start INFORMATION SUPPLIED

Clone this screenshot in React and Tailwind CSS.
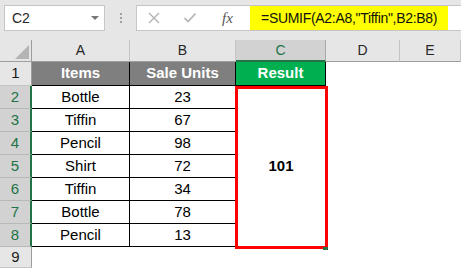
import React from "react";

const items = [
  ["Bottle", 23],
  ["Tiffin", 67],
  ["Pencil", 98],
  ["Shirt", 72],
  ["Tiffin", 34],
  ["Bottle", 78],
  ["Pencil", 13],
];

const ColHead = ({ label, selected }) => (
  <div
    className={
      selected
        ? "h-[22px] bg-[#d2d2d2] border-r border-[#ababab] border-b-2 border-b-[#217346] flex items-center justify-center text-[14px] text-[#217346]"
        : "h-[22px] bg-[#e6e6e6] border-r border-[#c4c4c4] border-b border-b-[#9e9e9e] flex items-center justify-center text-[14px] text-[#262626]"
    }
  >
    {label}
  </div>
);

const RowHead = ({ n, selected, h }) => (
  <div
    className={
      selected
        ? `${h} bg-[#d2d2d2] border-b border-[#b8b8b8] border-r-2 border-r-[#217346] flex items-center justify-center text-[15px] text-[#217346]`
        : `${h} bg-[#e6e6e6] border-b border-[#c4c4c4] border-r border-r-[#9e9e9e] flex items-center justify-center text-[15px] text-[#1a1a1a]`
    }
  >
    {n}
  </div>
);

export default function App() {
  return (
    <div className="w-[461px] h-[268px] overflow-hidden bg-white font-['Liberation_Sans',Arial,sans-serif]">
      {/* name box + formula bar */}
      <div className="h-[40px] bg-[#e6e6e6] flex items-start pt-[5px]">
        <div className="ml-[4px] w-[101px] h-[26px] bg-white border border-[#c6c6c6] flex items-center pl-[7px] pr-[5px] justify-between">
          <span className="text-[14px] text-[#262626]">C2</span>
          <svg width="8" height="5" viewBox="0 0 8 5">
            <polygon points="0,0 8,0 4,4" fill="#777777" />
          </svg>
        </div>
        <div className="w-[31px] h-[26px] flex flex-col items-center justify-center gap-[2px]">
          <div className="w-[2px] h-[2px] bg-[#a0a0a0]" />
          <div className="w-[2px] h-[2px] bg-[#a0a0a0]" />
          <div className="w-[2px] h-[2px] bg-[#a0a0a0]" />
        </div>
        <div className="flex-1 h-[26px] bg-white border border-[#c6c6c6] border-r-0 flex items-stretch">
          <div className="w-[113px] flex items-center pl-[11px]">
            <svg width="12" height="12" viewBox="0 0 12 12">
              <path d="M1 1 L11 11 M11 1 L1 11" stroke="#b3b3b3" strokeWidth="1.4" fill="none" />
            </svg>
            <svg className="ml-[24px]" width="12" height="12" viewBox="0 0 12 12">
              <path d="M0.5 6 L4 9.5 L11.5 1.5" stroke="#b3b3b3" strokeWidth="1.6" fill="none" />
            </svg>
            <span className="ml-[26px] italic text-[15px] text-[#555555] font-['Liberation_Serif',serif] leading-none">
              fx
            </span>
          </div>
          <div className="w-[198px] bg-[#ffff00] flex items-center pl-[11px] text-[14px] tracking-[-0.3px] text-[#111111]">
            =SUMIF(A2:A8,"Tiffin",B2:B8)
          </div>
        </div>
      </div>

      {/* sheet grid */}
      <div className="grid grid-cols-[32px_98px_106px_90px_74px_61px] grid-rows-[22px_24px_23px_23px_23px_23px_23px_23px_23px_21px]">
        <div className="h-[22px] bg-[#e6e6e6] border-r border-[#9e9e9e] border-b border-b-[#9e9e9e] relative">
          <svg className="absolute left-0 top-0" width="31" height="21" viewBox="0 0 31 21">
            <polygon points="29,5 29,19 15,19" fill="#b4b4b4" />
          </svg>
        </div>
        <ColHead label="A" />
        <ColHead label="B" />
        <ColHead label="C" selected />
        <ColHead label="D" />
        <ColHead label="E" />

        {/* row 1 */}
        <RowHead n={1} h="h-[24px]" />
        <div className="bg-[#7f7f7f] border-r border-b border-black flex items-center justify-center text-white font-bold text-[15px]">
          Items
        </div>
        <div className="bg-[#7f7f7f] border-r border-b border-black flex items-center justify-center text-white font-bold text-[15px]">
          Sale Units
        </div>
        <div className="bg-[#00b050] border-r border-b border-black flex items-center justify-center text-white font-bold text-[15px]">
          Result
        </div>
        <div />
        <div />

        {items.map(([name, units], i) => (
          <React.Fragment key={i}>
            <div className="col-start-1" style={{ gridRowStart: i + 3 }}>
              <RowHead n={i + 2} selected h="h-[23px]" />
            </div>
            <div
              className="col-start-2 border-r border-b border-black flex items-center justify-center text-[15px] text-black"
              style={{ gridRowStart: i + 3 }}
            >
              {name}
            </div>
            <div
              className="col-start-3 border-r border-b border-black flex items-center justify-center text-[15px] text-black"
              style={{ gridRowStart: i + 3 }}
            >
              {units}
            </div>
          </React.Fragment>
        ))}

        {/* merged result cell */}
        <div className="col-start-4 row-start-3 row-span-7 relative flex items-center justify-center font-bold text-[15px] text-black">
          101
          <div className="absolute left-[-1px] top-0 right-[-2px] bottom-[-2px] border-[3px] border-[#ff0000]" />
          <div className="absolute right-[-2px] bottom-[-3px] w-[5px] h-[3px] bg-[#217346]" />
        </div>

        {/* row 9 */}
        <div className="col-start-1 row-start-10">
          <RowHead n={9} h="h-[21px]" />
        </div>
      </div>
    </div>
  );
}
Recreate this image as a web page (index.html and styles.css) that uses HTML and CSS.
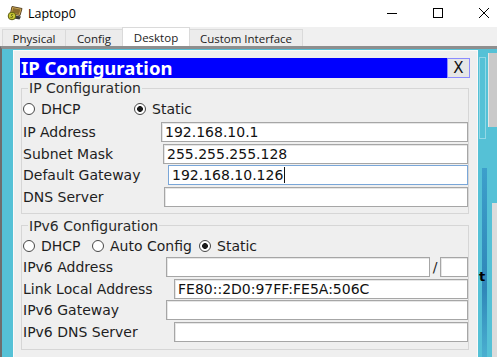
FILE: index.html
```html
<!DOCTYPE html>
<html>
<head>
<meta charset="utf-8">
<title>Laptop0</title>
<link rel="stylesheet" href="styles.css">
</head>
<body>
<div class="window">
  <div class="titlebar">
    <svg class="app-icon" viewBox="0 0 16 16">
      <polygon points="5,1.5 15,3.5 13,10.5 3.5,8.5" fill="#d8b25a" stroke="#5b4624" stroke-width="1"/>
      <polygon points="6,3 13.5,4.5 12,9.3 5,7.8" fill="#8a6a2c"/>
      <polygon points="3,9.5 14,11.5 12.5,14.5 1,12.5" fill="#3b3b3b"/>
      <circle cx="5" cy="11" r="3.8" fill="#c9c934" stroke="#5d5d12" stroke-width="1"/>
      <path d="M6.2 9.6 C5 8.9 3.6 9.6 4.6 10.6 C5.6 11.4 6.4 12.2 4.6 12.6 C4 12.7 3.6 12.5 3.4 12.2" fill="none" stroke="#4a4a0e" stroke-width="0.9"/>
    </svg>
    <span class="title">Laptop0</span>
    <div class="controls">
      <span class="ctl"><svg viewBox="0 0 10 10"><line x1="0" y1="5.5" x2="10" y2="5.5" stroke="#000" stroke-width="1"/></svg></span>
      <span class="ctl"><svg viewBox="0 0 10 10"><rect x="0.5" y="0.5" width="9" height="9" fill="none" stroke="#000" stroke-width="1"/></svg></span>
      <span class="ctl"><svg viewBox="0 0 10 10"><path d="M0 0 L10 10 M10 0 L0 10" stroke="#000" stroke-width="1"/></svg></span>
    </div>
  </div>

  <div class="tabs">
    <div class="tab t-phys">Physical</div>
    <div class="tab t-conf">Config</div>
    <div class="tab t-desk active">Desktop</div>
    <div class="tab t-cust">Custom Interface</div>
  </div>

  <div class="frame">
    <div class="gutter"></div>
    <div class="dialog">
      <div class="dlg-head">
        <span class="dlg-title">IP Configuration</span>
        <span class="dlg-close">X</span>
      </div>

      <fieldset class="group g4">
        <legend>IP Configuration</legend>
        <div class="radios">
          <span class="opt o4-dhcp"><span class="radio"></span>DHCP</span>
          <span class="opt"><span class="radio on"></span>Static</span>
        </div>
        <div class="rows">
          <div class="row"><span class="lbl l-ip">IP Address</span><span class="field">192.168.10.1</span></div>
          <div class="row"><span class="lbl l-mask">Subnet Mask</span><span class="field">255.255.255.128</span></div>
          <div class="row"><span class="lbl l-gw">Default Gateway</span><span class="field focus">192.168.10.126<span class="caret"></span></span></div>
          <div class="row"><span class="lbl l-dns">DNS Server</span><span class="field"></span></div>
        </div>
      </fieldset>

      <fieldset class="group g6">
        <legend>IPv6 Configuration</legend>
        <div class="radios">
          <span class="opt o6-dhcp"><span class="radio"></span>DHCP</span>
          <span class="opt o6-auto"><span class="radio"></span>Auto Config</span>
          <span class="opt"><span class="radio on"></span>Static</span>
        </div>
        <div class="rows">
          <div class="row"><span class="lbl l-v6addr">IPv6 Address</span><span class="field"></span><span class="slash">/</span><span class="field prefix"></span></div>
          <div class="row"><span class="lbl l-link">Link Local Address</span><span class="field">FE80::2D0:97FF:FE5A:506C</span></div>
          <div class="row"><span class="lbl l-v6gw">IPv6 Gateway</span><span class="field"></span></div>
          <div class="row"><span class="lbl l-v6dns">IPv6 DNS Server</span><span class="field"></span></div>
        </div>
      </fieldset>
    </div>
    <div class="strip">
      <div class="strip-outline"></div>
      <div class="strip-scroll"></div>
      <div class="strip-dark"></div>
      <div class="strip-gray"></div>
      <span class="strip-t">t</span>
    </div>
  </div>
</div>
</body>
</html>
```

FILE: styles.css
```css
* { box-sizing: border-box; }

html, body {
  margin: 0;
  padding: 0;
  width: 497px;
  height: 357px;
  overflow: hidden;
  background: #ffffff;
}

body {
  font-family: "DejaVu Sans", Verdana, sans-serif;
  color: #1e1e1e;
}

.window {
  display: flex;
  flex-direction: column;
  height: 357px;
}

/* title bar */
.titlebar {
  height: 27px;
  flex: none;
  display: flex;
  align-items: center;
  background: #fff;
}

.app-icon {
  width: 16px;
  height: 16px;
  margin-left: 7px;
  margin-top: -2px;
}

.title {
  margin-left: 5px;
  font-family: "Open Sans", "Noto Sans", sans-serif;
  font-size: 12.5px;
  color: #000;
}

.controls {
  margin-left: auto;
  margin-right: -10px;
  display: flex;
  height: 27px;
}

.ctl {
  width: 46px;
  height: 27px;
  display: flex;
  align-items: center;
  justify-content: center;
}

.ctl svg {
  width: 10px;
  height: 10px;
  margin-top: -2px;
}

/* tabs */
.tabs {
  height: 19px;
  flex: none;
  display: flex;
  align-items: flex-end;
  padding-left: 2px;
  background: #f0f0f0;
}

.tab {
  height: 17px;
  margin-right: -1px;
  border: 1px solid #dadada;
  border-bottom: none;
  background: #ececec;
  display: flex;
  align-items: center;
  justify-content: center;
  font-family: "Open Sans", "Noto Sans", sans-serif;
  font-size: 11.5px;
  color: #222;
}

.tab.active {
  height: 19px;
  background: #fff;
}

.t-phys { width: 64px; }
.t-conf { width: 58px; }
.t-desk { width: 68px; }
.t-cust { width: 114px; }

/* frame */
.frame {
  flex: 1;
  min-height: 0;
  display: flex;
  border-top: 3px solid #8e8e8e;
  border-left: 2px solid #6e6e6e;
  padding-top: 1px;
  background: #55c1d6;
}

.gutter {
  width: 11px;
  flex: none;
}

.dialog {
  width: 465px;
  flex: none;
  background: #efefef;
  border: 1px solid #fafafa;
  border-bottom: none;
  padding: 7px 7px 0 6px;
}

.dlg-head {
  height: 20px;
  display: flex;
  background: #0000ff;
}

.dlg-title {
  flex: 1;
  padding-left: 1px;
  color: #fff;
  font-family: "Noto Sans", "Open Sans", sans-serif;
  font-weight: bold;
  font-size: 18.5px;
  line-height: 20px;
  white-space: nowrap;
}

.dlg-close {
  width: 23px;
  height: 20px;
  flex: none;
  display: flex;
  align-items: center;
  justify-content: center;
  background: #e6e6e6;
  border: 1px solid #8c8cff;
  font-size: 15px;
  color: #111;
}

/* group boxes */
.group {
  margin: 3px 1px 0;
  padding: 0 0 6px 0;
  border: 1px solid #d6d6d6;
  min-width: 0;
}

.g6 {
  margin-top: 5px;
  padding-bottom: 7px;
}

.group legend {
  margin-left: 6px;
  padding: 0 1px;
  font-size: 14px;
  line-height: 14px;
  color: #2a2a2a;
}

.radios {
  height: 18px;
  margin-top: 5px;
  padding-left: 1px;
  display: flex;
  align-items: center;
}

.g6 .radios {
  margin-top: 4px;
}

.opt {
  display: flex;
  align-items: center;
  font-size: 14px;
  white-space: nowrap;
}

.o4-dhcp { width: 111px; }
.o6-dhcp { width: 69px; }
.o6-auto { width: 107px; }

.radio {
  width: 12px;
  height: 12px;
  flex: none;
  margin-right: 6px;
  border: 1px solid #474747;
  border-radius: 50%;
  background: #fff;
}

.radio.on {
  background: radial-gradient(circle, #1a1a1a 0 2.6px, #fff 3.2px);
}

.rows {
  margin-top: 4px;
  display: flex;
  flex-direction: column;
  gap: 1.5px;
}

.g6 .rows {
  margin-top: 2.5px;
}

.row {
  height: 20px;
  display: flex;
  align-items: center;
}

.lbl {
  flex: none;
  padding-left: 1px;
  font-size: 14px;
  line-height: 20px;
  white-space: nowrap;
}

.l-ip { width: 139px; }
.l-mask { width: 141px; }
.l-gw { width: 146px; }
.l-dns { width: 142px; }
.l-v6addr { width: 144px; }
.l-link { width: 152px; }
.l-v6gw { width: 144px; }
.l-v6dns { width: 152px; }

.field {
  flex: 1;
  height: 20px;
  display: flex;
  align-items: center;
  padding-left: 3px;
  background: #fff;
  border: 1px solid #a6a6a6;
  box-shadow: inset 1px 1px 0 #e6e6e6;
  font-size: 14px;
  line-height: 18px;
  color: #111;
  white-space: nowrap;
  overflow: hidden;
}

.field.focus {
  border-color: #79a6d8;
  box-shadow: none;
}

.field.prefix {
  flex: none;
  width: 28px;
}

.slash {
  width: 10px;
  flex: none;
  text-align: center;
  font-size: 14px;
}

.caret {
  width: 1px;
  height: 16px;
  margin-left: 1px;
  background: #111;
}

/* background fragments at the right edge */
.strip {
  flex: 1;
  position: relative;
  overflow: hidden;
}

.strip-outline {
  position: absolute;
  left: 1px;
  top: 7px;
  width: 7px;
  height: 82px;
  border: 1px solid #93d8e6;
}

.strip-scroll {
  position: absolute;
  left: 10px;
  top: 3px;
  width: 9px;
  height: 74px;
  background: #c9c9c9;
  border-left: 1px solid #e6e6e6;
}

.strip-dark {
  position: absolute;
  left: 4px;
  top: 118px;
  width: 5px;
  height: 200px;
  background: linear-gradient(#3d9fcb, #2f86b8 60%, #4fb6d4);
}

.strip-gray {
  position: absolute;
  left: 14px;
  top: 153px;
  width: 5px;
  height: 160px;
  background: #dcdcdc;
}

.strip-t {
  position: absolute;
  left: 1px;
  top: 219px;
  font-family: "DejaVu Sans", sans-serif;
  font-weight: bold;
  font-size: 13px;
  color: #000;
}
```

end INFORMATION SUPPLIED

▶ WHAT THE TASK ASKS
Look for the word "this" in every line of the listing and copy the lines that have it.

▶ CORRECT OUTPUT
Clone this screenshot in React and Tailwind CSS.
Recreate this image as a web page (index.html and styles.css) that uses HTML and CSS.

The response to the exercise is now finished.